I'm interesting about the center of gravity. The radius of gas increase in the cylinder so the centripetal forces decrease (mv²/r), the speed of cylinder decrease too, the energy is converted to pressure, so the centripetal forces decrease too. In this case, how the center of gravity don't move even a unique cylinder ?

The setup is to move to the left one solid (masse m) at V1 speed same density of gas and same repartition of density when cylinder is rotating, move to the right one cylinder with gas inside (masse m) at V2 speed. While cylinder and solid move the center of gravity don't change. Until cylinder and solid turn, in a standard setup V1=V2 at start and after, here V2>V1 at start but when rotating V1=V2.
 
No, my problem is much more basic:
What happens in the setup? Do the moving parts, after reaching the circle, somehow stick to it? Is that circle a rotating disk, with a fixed center, or completely fixed, or whatever?

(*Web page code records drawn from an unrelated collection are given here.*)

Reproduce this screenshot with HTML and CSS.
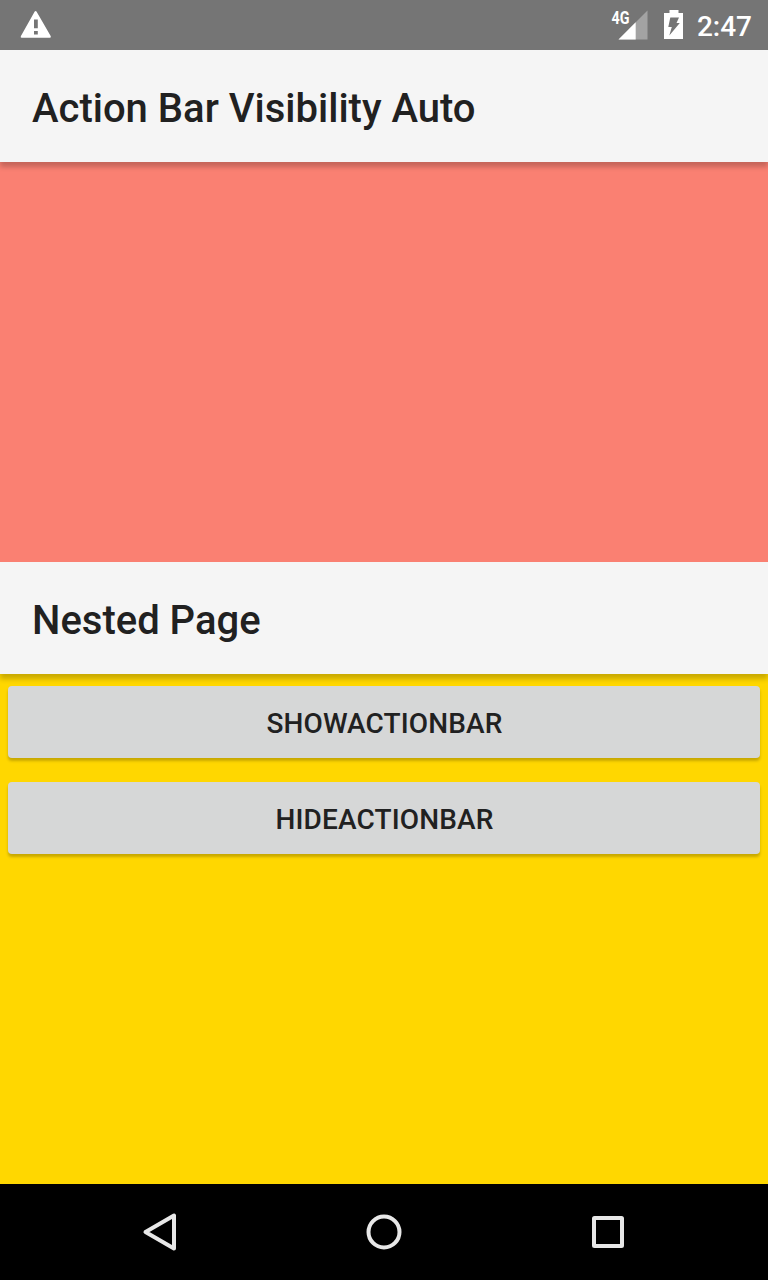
FILE: index.html
```html
<!DOCTYPE html>
<html lang="en">
<head>
<meta charset="utf-8">
<title>Action Bar Visibility Auto</title>
<link rel="stylesheet" href="styles.css">
</head>
<body>
<div class="screen">
  <header class="status">
    <svg class="warning" width="32" height="30" viewBox="0 0 32 30"><path fill="#fff" fill-rule="evenodd" d="M14.700 1.500q.9-1.200 1.800 0L30.800 26.300q.3 1.500-1 1.500H1.800q-1.500 0-1-1.500ZM14 9.500v8.800h3.800V9.500Zm0 11.500v3.500h3.800V21Z"/></svg>
    <div class="status-end">
      <svg class="signal" width="37" height="32" viewBox="0 0 37 32">
        <path fill="#a3a3a3" d="M36.500 1.500v29h-29Z"/><path fill="#fff" d="M24.700 13.300v17.200H7.500Z"/>
        <text class="network" x="0.500" y="14.500" textLength="18" lengthAdjust="spacingAndGlyphs">4G</text>
      </svg>
      <svg class="battery" width="20" height="30" viewBox="0 0 20 30"><path fill="#fff" d="M5.500 0h9v3H19v26H0V3h5.500Z"/><path fill="#757575" d="M6.300 7.500H15L12.500 13h3.300L5.300 25.500l2.500-8.500H4.300Z"/></svg>
      <span class="clock">2:47</span>
    </div>
  </header>
  <div class="bar"><h1 class="title">Action Bar Visibility Auto</h1></div>
  <div class="outer-page"></div>
  <div class="bar"><h2 class="title">Nested Page</h2></div>
  <main class="nested-page">
    <button class="button">SHOWACTIONBAR</button>
    <button class="button">HIDEACTIONBAR</button>
  </main>
  <nav class="nav">
    <svg width="48" height="48" viewBox="0 0 48 48"><path class="stroke" d="M38 7.500v33L9.500 24Z"/></svg>
    <svg width="48" height="48" viewBox="0 0 48 48"><circle class="stroke" cx="24" cy="24" r="15.500"/></svg>
    <svg width="48" height="48" viewBox="0 0 48 48"><rect class="stroke" x="10" y="10" width="28" height="28" rx=".5"/></svg>
  </nav>
</div>
</body>
</html>
```
FILE: styles.css
```css
body {
  margin: 0;
  background: #fff;
  font-family: Roboto, sans-serif;
}
.screen {
  display: flex;
  flex-direction: column;
  width: 768px;
  height: 1280px;
  overflow: hidden;
}
.status {
  display: flex;
  justify-content: space-between;
  box-sizing: border-box;
  height: 50px;
  padding: 10px 16px 0 20px;
  background: #757575;
}
.status-end { display: flex; }
.signal { margin: -1px 16px 0 0; }
.battery { margin-right: 13px; }
.network {
  font: bold 17.5px Roboto, sans-serif;
  fill: #fff;
}
.clock {
  color: #fff;
  font-size: 28px;
  font-weight: 500;
  line-height: 33px;
}
.bar {
  display: flex;
  align-items: center;
  box-sizing: border-box;
  height: 112px;
  padding: 6px 32px 0;
  background: #f5f5f5;
  box-shadow: 0 5px 5px rgba(0, 0, 0, .21);
  z-index: 1;
}
.title {
  margin: 0;
  color: #212121;
  font-size: 40px;
  font-weight: 500;
  line-height: 48px;
}
.outer-page {
  height: 400px;
  background: #fa8072;
}
.nested-page {
  display: flex;
  flex: 1;
  flex-direction: column;
  gap: 24px;
  padding: 12px 8px;
  background: #ffd700;
}
.button {
  height: 72px;
  padding: 2px 0 0;
  border: 0;
  border-radius: 4px;
  background: #d6d7d7;
  color: #212121;
  font: 500 28px Roboto, sans-serif;
  letter-spacing: .13px;
  text-indent: 1px;
  box-shadow: 0 3px 3px rgba(0, 0, 0, .22);
}
.nav {
  display: flex;
  align-items: center;
  justify-content: center;
  gap: 176px;
  height: 96px;
  background: #000;
}
.stroke {
  fill: none;
  stroke: #e8e8e8;
  stroke-width: 4;
  stroke-linejoin: round;
}
```
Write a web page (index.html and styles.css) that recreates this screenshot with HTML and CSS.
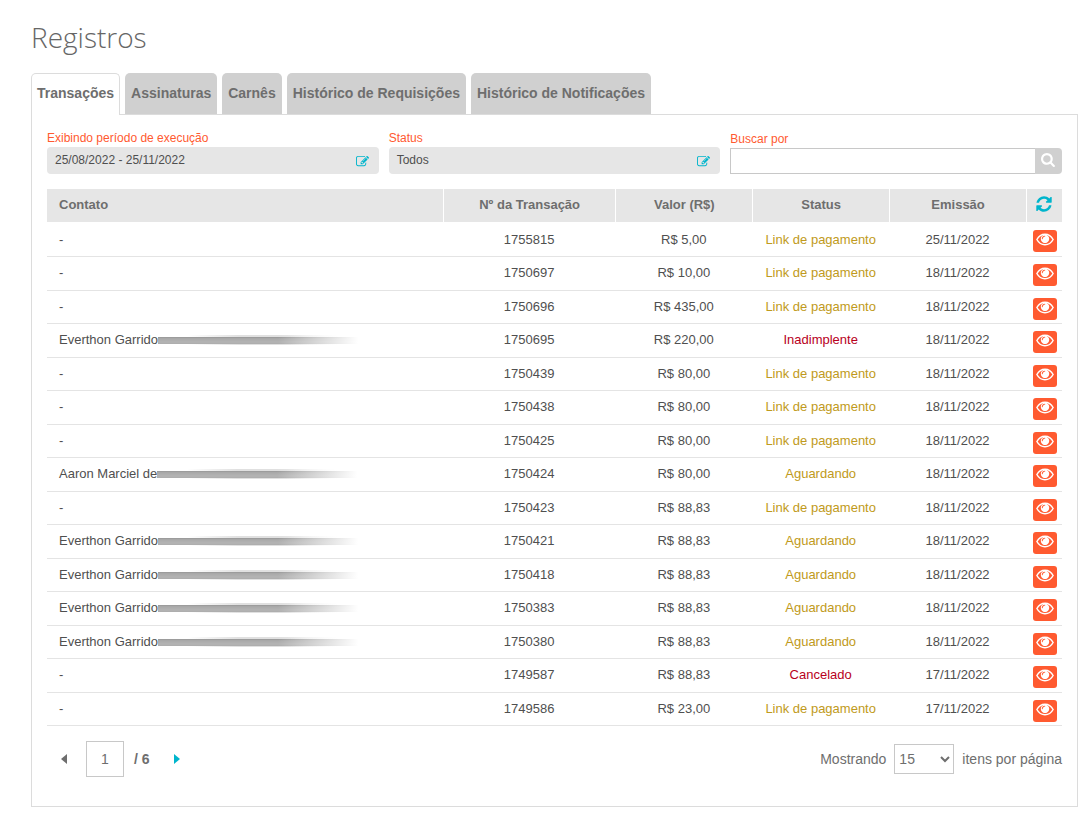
FILE: index.html
```
<!DOCTYPE html>
<html lang="pt-BR">
<head>
<meta charset="utf-8">
<title>Registros</title>
<link rel="stylesheet" href="styles.css">
</head>
<body>
<svg class="sprite" aria-hidden="true">
  <symbol id="i-search" viewBox="0 0 1792 1792"><path d="M1152 832q0-185-131.5-316.5t-316.5-131.5-316.5 131.5-131.5 316.5 131.5 316.5 316.5 131.5 316.5-131.5 131.5-316.5zm512 832q0 52-38 90t-90 38q-54 0-90-38l-343-342q-179 124-399 124-143 0-273.5-55.5t-225-150-150-225-55.5-273.5 55.5-273.5 150-225 225-150 273.5-55.5 273.5 55.5 225 150 150 225 55.5 273.5q0 220-124 399l343 343q37 37 37 90z"/></symbol>
  <symbol id="i-eye" viewBox="0 0 18 13"><path d="M.9 6.500C2.600 3.300 5.600 1.200 9 1.200s6.400 2.100 8.100 5.300C15.400 9.700 12.400 11.800 9 11.800S2.600 9.700.9 6.500z" fill="none" stroke="currentColor" stroke-width="1.500"/><path fill-rule="evenodd" d="M9 1.600a4.200 4.200 0 1 0 .01 0zM8.900 2.700q.5 0 .5.400t-.5.400q-1.900.2-2.200 2.200-.1.500-.5.500t-.4-.5q.3-2.800 3.100-3z"/></symbol>
  <symbol id="i-refresh" viewBox="0 0 1792 1792"><path d="M1639 1056q0 5-1 7-64 268-268 434.5t-478 166.5q-146 0-282.5-55t-243.5-157l-129 129q-19 19-45 19t-45-19-19-45v-448q0-26 19-45t45-19h448q26 0 45 19t19 45-19 45l-137 137q71 66 161 102t187 36q134 0 250-65t186-179q11-17 53-117 8-23 30-23h192q13 0 22.5 9.5t9.5 22.5zm25-800v448q0 26-19 45t-45 19h-448q-26 0-45-19t-19-45 19-45l138-138q-148-137-349-137-134 0-250 65t-186 179q-11 17-53 117-8 23-30 23h-199q-13 0-22.5-9.5t-9.5-22.5v-7q65-268 270-434.5t480-166.5q146 0 284 55.5t245 156.5l130-129q19-19 45-19t45 19 19 45z"/></symbol>
  <symbol id="i-edit" viewBox="0 0 1792 1792"><path d="M888 1184l116-116-152-152-116 116v56h96v96h56zm440-720q-16-16-33 1l-350 350q-17 17-1 33t33-1l350-350q17-17 1-33zm80 594v190q0 119-84.500 203.500t-203.500 84.500h-832q-119 0-203.500-84.500t-84.500-203.500v-832q0-119 84.500-203.500t203.500-84.500h832q63 0 117 25 15 7 18 23 3 17-9 29l-49 49q-14 14-32 8-23-6-45-6h-832q-66 0-113 47t-47 113v832q0 66 47 113t113 47h832q66 0 113-47t47-113v-126q0-13 9-22l64-64q15-15 35-7t20 29zm-96-738l288 288-672 672h-288v-288zm444 132l-92 92-288-288 92-92q28-28 68-28t68 28l152 152q28 28 28 68t-28 68z"/></symbol>
</svg>
<main class="page">
  <h1 class="title">Registros</h1>
  <nav class="tabs">
    <button class="tab tab-active" type="button">Transações</button>
    <button class="tab" type="button">Assinaturas</button>
    <button class="tab" type="button">Carnês</button>
    <button class="tab" type="button">Histórico de Requisições</button>
    <button class="tab" type="button">Histórico de Notificações</button>
  </nav>
  <section class="panel">
    <div class="filters">
      <div class="field">
        <label class="label" for="period">Exibindo período de execução</label>
        <button class="picker" id="period" type="button"><span>25/08/2022 - 25/11/2022</span><svg class="icon-edit" aria-hidden="true"><use href="#i-edit"/></svg></button>
      </div>
      <div class="field">
        <label class="label" for="status">Status</label>
        <button class="picker" id="status" type="button"><span>Todos</span><svg class="icon-edit" aria-hidden="true"><use href="#i-edit"/></svg></button>
      </div>
      <div class="field field-search">
        <label class="label" for="search">Buscar por</label>
        <div class="search"><input class="search-input" id="search" type="text"><button class="search-button" type="button" aria-label="Buscar"><svg class="icon-search" aria-hidden="true"><use href="#i-search"/></svg></button></div>
      </div>
    </div>
    <table class="records">
      <colgroup><col class="col-contact"><col class="col-number"><col class="col-value"><col class="col-value"><col class="col-value"><col class="col-action"></colgroup>
      <thead>
        <tr><th class="contact">Contato</th><th>Nº da Transação</th><th>Valor (R$)</th><th>Status</th><th>Emissão</th><th class="action"><button class="refresh" type="button" aria-label="Atualizar"><svg class="icon-refresh" aria-hidden="true"><use href="#i-refresh"/></svg></button></th></tr>
      </thead>
      <tbody id="rows"></tbody>
    </table>
    <footer class="footer">
      <div class="pager">
        <button class="arrow" type="button" aria-label="Página anterior"><svg class="icon-arrow" viewBox="0 0 6 10" aria-hidden="true"><path d="M6 0v10L0 5z"/></svg></button>
        <input class="page-input" type="text" value="1" aria-label="Página">
        <span class="page-total">/ 6</span>
        <button class="arrow arrow-next" type="button" aria-label="Próxima página"><svg class="icon-arrow" viewBox="0 0 6 10" aria-hidden="true"><path d="M0 0v10l6-5z"/></svg></button>
      </div>
      <div class="sizes">
        <label for="size">Mostrando</label>
        <select class="size-select" id="size"><option>15</option><option>30</option><option>50</option></select>
        <span>itens por página</span>
      </div>
    </footer>
  </section>
</main>
<script src="records.js"></script>
</body>
</html>
```
FILE: records.js
```
const records = [
  ["-", "1755815", "5,00", "Link de pagamento", "25/11/2022"],
  ["-", "1750697", "10,00", "Link de pagamento", "18/11/2022"],
  ["-", "1750696", "435,00", "Link de pagamento", "18/11/2022"],
  ["Everthon Garrido", "1750695", "220,00", "Inadimplente", "18/11/2022"],
  ["-", "1750439", "80,00", "Link de pagamento", "18/11/2022"],
  ["-", "1750438", "80,00", "Link de pagamento", "18/11/2022"],
  ["-", "1750425", "80,00", "Link de pagamento", "18/11/2022"],
  ["Aaron Marciel de", "1750424", "80,00", "Aguardando", "18/11/2022"],
  ["-", "1750423", "88,83", "Link de pagamento", "18/11/2022"],
  ["Everthon Garrido", "1750421", "88,83", "Aguardando", "18/11/2022"],
  ["Everthon Garrido", "1750418", "88,83", "Aguardando", "18/11/2022"],
  ["Everthon Garrido", "1750383", "88,83", "Aguardando", "18/11/2022"],
  ["Everthon Garrido", "1750380", "88,83", "Aguardando", "18/11/2022"],
  ["-", "1749587", "88,83", "Cancelado", "17/11/2022"],
  ["-", "1749586", "23,00", "Link de pagamento", "17/11/2022"]
];

const alerts = ["Inadimplente", "Cancelado"];

document.getElementById("rows").innerHTML = records.map(([name, id, value, status, date]) => `
  <tr>
    <td class="contact"><div class="person"><span>${name}</span>${name === "-" ? "" : '<span class="smudge"></span>'}</div></td>
    <td>${id}</td>
    <td>R$ ${value}</td>
    <td class="${alerts.includes(status) ? "status-alert" : "status-pending"}">${status}</td>
    <td>${date}</td>
    <td class="action"><button class="view" type="button" aria-label="Ver ${id}"><svg class="icon-eye" aria-hidden="true"><use href="#i-eye"/></svg></button></td>
  </tr>`).join("");
```
FILE: styles.css
```
* { box-sizing: border-box; }

body {
  margin: 0;
  background: #fff;
  color: #4f4f4f;
  font: 13px/18px "Liberation Sans", Arial, sans-serif;
}

button, input, select { font: inherit; color: inherit; margin: 0; }
button { border: 0; padding: 0; background: none; cursor: pointer; }
svg { display: block; fill: currentColor; }
.sprite { display: none; }

.page { padding: 17px 14px 18px 31px; }

.title {
  margin: 0 0 16px;
  color: #666;
  font: 300 28px/40px "Open Sans", sans-serif;
}

.tabs { display: flex; gap: 5px; }

.tab {
  height: 41px;
  padding: 0 6px 2px;
  border-radius: 5px 5px 0 0;
  background: #d0d0d0;
  color: #6e6e6e;
  font-size: 14px;
  font-weight: bold;
  white-space: nowrap;
}

.tab-active {
  height: 42px;
  margin-bottom: -1px;
  padding: 0 5px 4px;
  border: 1px solid #dcdcdc;
  border-bottom: 0;
  background: #fff;
  z-index: 1;
}

.panel { border: 1px solid #dcdcdc; padding: 14px 15px 29px; }

.filters {
  display: grid;
  grid-template-columns: repeat(3, 1fr);
  gap: 10px;
  margin-bottom: 15px;
}

.label { display: block; color: #ff5a30; font-size: 12px; }

.picker {
  display: flex;
  align-items: center;
  justify-content: space-between;
  width: 100%;
  height: 27px;
  padding: 0 10px 1px 8px;
  border-radius: 4px;
  background: #e6e6e6;
  font-size: 12px;
}

.field-search { padding-top: 1px; }
.search { display: flex; }

.search-input {
  flex: 1;
  min-width: 0;
  height: 26px;
  padding: 0 8px;
  border: 1px solid #c8c8c8;
  border-right: 0;
  border-radius: 0;
}

.search-button {
  display: flex;
  justify-content: center;
  width: 27px;
  padding-top: 4px;
  border-radius: 0 4px 4px 0;
  background: #d0d0d0;
  color: #fff;
}

.icon-edit { width: 13px; height: 13px; margin-top: 2px; color: #00b5cc; }
.icon-search { width: 15px; height: 15px; }
.icon-refresh { width: 18px; height: 18px; }
.icon-eye { width: 18px; height: 13px; }

.records { width: 100%; table-layout: fixed; border-collapse: separate; border-spacing: 0; }
.col-contact { width: 39%; }
.col-number { width: 17%; }
.col-action { width: 36px; }

.records th {
  height: 33px;
  padding: 0 0 2px;
  border-left: 1px solid #fff;
  background: #e6e6e6;
  color: #6e6e6e;
}

.records td {
  height: 33px;
  padding: 0;
  border-bottom: 1px solid #e4e4e4;
  text-align: center;
}

.records tr:nth-child(even) td { height: 34px; padding-bottom: 1px; }
.records tbody tr:first-child td { height: 35px; padding-top: 1px; }
.records .contact { border-left: 0; padding-left: 12px; text-align: left; }

.refresh { display: block; margin: 0 auto 0 8px; padding-bottom: 2px; color: #00b5cc; }

.view {
  display: flex;
  justify-content: center;
  width: 24px;
  height: 22px;
  margin: 3px auto 0 7px;
  padding-top: 3px;
  border-radius: 3px;
  background: #ff5a30;
  color: #fff;
}

.person { display: flex; align-items: center; }

.smudge {
  width: 200px;
  height: 12px;
  background:
    linear-gradient(90deg, transparent 60%, #fff 100%),
    linear-gradient(#9c9c9c 1px, #b4b4b4 2px, #a4a4a4 3px, #bababa 4px, #aaa 5px, #bababa 6px, #a2a2a2) 0 3px / 100% 7px no-repeat,
    linear-gradient(90deg, transparent 15%, #e0e0e0 40%, #e0e0e0 65%, transparent 90%) 0 1px / 100% 10px no-repeat;
}

.status-pending { color: #bf9a20; }
.status-alert { color: #b8001c; }

.footer {
  display: flex;
  align-items: center;
  justify-content: space-between;
  margin-top: 15px;
  color: #6e6e6e;
  font-size: 14px;
}

.pager { display: flex; align-items: center; }
.arrow { padding: 0 14px; }
.arrow-next { padding-left: 24px; color: #00b5cc; }
.icon-arrow { width: 6px; height: 10px; }

.page-input {
  width: 38px;
  height: 36px;
  margin: 0 10px 0 5px;
  padding: 0;
  border: 1px solid #c8c8c8;
  text-align: center;
}

.page-total { font-weight: bold; }
.sizes { display: flex; align-items: center; gap: 8px; }
.size-select { width: 60px; height: 30px; border: 1px solid #c8c8c8; border-radius: 0; background: #fff; }
```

If that disk is fixed to some point, you can get forces on this anchor, accelerating or moving the center of mass of your system.

The radius of gas increase in the cylinder so the centripetal forces decrease (mv²/r)
mω^2r
Without a quantitative analysis of the velocity, you cannot tell.
 
yes, the circle is fixed at its center only, an arm keep cylinder when it pass near it. The circle can turn freely.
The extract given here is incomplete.